Emergenza cinghiali nella Tuscia, agricoltori costretti a cambiare coltivazioni

Emergenza cinghiali nella Tuscia, agricoltori costretti a cambiare coltivazioni
di Simone Lupino
2 Minuti di Lettura
Lunedì 16 Gennaio 2023, 05:40 - Ultimo aggiornamento: 17 Gennaio, 11:13

Oltre 10 milioni di euro di danni nel Lazio causati dai cinghiali all’agricoltura in un anno. E’ uno dei dati presentati all’auditorium di Valle Faul in occasione del convegno “Fauna selvatica e territori: conoscere per gestire”, organizzato da Confagricoltura. «Sono cifre sottostimate – spiega però il presidente provinciale dell’associazione, Remo Parenti – spesso gli agricoltori neanche denunciano più se i danni non sono molto elevati. Non conviene. Altrimenti, bisognerebbe perdere una mattinata per fare la domanda e poi aspettare anni per il rimborso, solo una piccola cifra rispetto al danno subito. Su 3 mila euro, ad esempio, un indennizzo di circa 800 euro. Addirittura c’è un tetto a 15mila euro oltre il quale non si può andare».

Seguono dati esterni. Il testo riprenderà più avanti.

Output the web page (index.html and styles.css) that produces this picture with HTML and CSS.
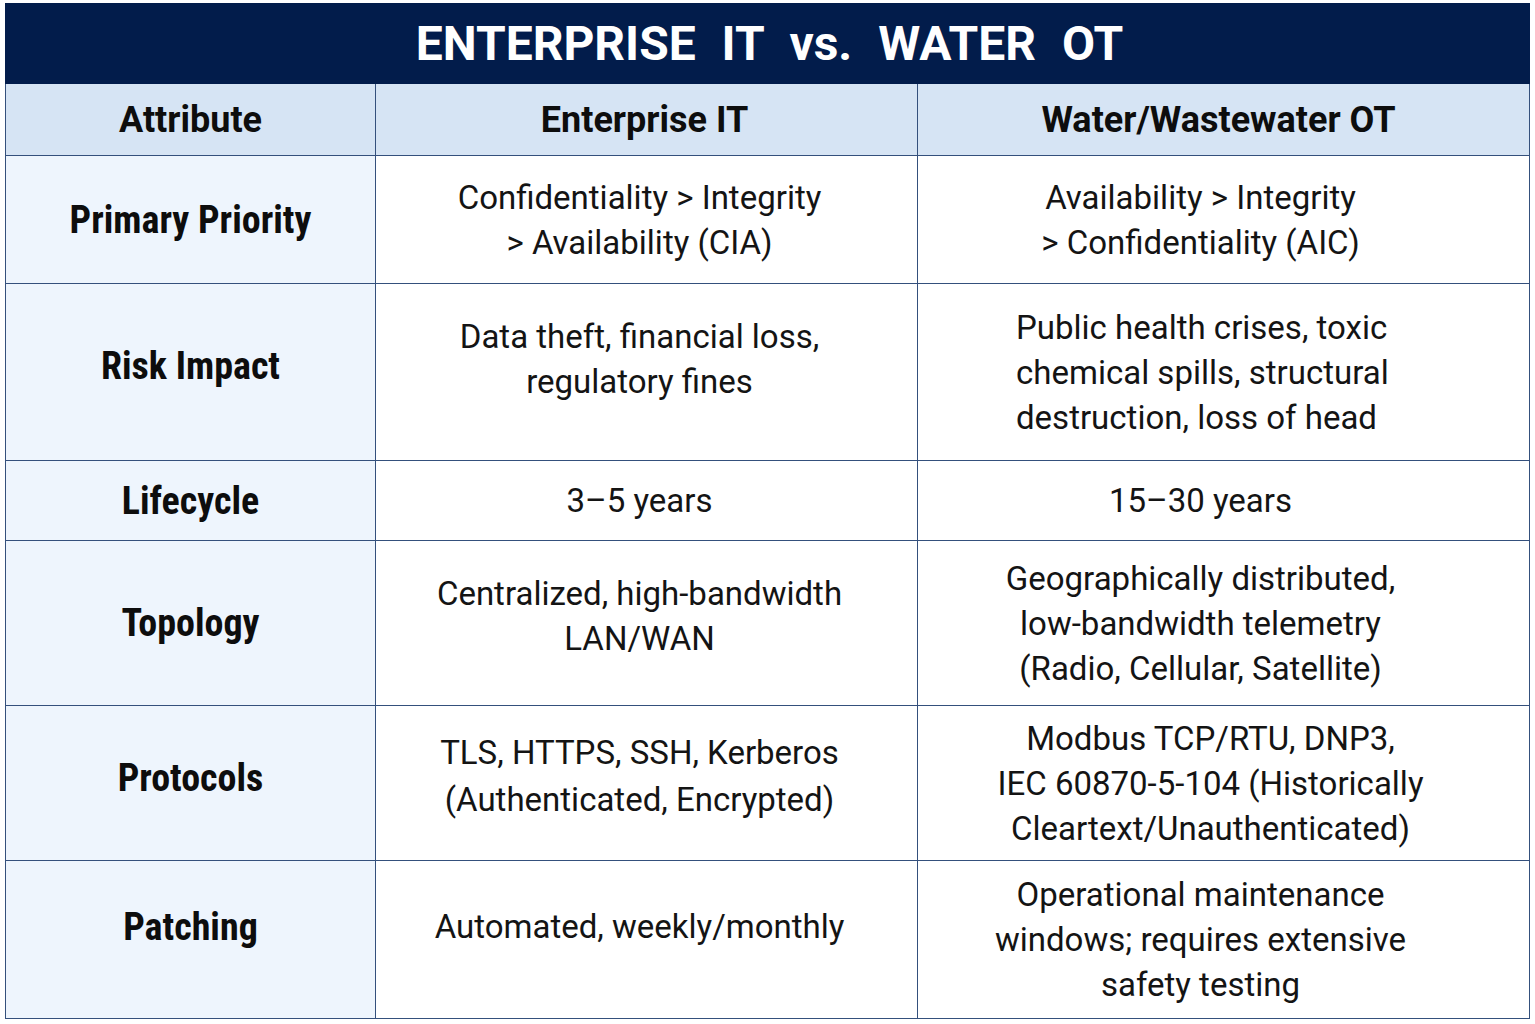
FILE: index.html
```html
<!DOCTYPE html>
<html lang="en">
<head>
<meta charset="utf-8">
<title>Enterprise IT vs. Water OT</title>
<link rel="stylesheet" href="styles.css">
</head>
<body>
<div class="page">
<table class="cmp">
  <colgroup>
    <col class="c1"><col class="c2"><col class="c3">
  </colgroup>
  <thead>
    <tr class="title-row"><th colspan="3" class="title">ENTERPRISE IT vs. WATER OT</th></tr>
    <tr class="head-row">
      <th class="h h1">Attribute</th>
      <th class="h h2">Enterprise IT</th>
      <th class="h h3">Water/Wastewater OT</th>
    </tr>
  </thead>
  <tbody>
    <tr class="r1">
      <th class="lab">Primary Priority</th>
      <td class="mid">Confidentiality &gt; Integrity<br>&gt; Availability (CIA)</td>
      <td class="rt">Availability &gt; Integrity<br>&gt; Confidentiality (AIC)</td>
    </tr>
    <tr class="r2">
      <th class="lab">Risk Impact</th>
      <td class="mid">Data theft, financial loss,<br>regulatory fines</td>
      <td class="rt left">Public health crises, toxic<br>chemical spills, structural<br>destruction, loss of head</td>
    </tr>
    <tr class="r3">
      <th class="lab">Lifecycle</th>
      <td class="mid">3–5 years</td>
      <td class="rt">15–30 years</td>
    </tr>
    <tr class="r4">
      <th class="lab">Topology</th>
      <td class="mid">Centralized, high-bandwidth<br>LAN/WAN</td>
      <td class="rt">Geographically distributed,<br>low-bandwidth telemetry<br>(Radio, Cellular, Satellite)</td>
    </tr>
    <tr class="r5">
      <th class="lab">Protocols</th>
      <td class="mid">TLS, HTTPS, SSH, Kerberos<br>(Authenticated, Encrypted)</td>
      <td class="rt">Modbus TCP/RTU, DNP3,<br>IEC 60870-5-104 (Historically<br>Cleartext/Unauthenticated)</td>
    </tr>
    <tr class="r6">
      <th class="lab">Patching</th>
      <td class="mid">Automated, weekly/monthly</td>
      <td class="rt">Operational maintenance<br>windows; requires extensive<br>safety testing</td>
    </tr>
  </tbody>
</table>
</div>
</body>
</html>
```

FILE: styles.css
```css
html, body {
  margin: 0;
  padding: 0;
  background: #ffffff;
}
.page {
  padding: 3px 6px 0 5px;
}
.cmp {
  width: 1524px;
  border-collapse: collapse;
  table-layout: fixed;
  font-family: Roboto, "Liberation Sans", Arial, sans-serif;
  color: #111111;
}
.c1 { width: 370px; }
.c2 { width: 542px; }
.c3 { width: 612px; }

.cmp th, .cmp td {
  border: 1.5px solid #34507c;
  padding: 0;
  text-align: center;
  vertical-align: middle;
}

.title-row { height: 80px; }
.head-row { height: 72px; }
.r1 { height: 128px; }
.r2 { height: 177px; }
.r3 { height: 80px; }
.r4 { height: 165px; }
.r5 { height: 155px; }
.r6 { height: 158px; }

.cmp .title {
  background: #021c4b;
  color: #ffffff;
  font-family: Roboto, "Liberation Sans", Arial, sans-serif;
  font-weight: 700;
  font-size: 48px;
  word-spacing: 14px;
  border-color: #021c4b;
  padding-left: 4px;
}

.cmp .head-row th {
  background: #d6e4f4;
  font-family: Roboto, "Liberation Sans", sans-serif;
  font-weight: 700;
  font-size: 36px;
  color: #0d0d0d;
}
.cmp .head-row .h2 { padding-right: 4px; }
.cmp .head-row .h3 { padding-right: 10px; }

.cmp .lab {
  background: #eef5fd;
  font-family: "Liberation Sans Narrow", "Roboto Condensed", "DejaVu Sans Condensed", Roboto, sans-serif;
  font-weight: 700;
  font-size: 38px;
  color: #0d0d0d;
}

.cmp .mid, .cmp .rt {
  font-size: 33px;
  line-height: 45px;
  font-weight: 400;
  color: #141414;
  background: #ffffff;
}
.cmp .mid { padding-right: 14px; }
.cmp .rt { padding-right: 46px; }
.cmp .rt.left { text-align: left; padding: 0 0 0 98px; }
.cmp .r5 .rt { padding-right: 26px; }

.cmp .r2 .lab { padding-bottom: 12px; }
.cmp .r2 .mid { padding-bottom: 26px; }
.cmp .r4 .mid { padding-bottom: 14px; }
.cmp .r5 .lab { padding-bottom: 10px; }
.cmp .r5 .mid { padding-bottom: 14px; line-height: 47px; }
.cmp .r6 .lab { padding-bottom: 26px; }
.cmp .r6 .mid { padding-bottom: 26px; }
```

Per contenere le perdite, gli agricoltori viterbesi si sono dovuti adeguare: «Nella scelta del seme da seminare si punta su quelli che i cinghiali sembra appetire di meno. Tra i cereali l’orzo rispetto a mais o i girasoli. In alternativa c’è il trifoglio: l’investimento iniziale è minore e di conseguenza anche l’eventuale danno. Si tratta però di un ridimensionamento per l’azienda perché il trifoglio è meno redditizio e non richiede molta mano d’opera, per cui ci sono ripercussioni negative anche sull’occupazione».

Nonostante si contino più abbattimenti, il numero di ungulati cresce. «L’aumento è esponenziale.

C’è poi da sfatare un luogo comune, secondo il quale gli attacchi dei cinghiali sarebbero aumentati perché l’uomo è andato ad aggredire il loro habitat. In realtà negli ultimi 30 anni la superficie coperta da boschi è aumentata di un milione e mezzo di ettari. Allo stesso tempo stiamo perdendo centinaia di ettari di terreni coltivati perché fare agricoltura sta diventando sempre più difficile per tanti fattori, anche i cambiamenti climatici».

Soluzioni in vista? «Sono gli enti preposti che scientificamente devono decidere come intervenire. Le opzioni possono essere - aggiunge Parenti - l’allargamento del periodo di caccia, ma non necessariamente c’è bisogno di abbatterli. Si parla di sterilizzazione, di cattura e trasferimento: va bene, l’importante è che si faccia qualcosa».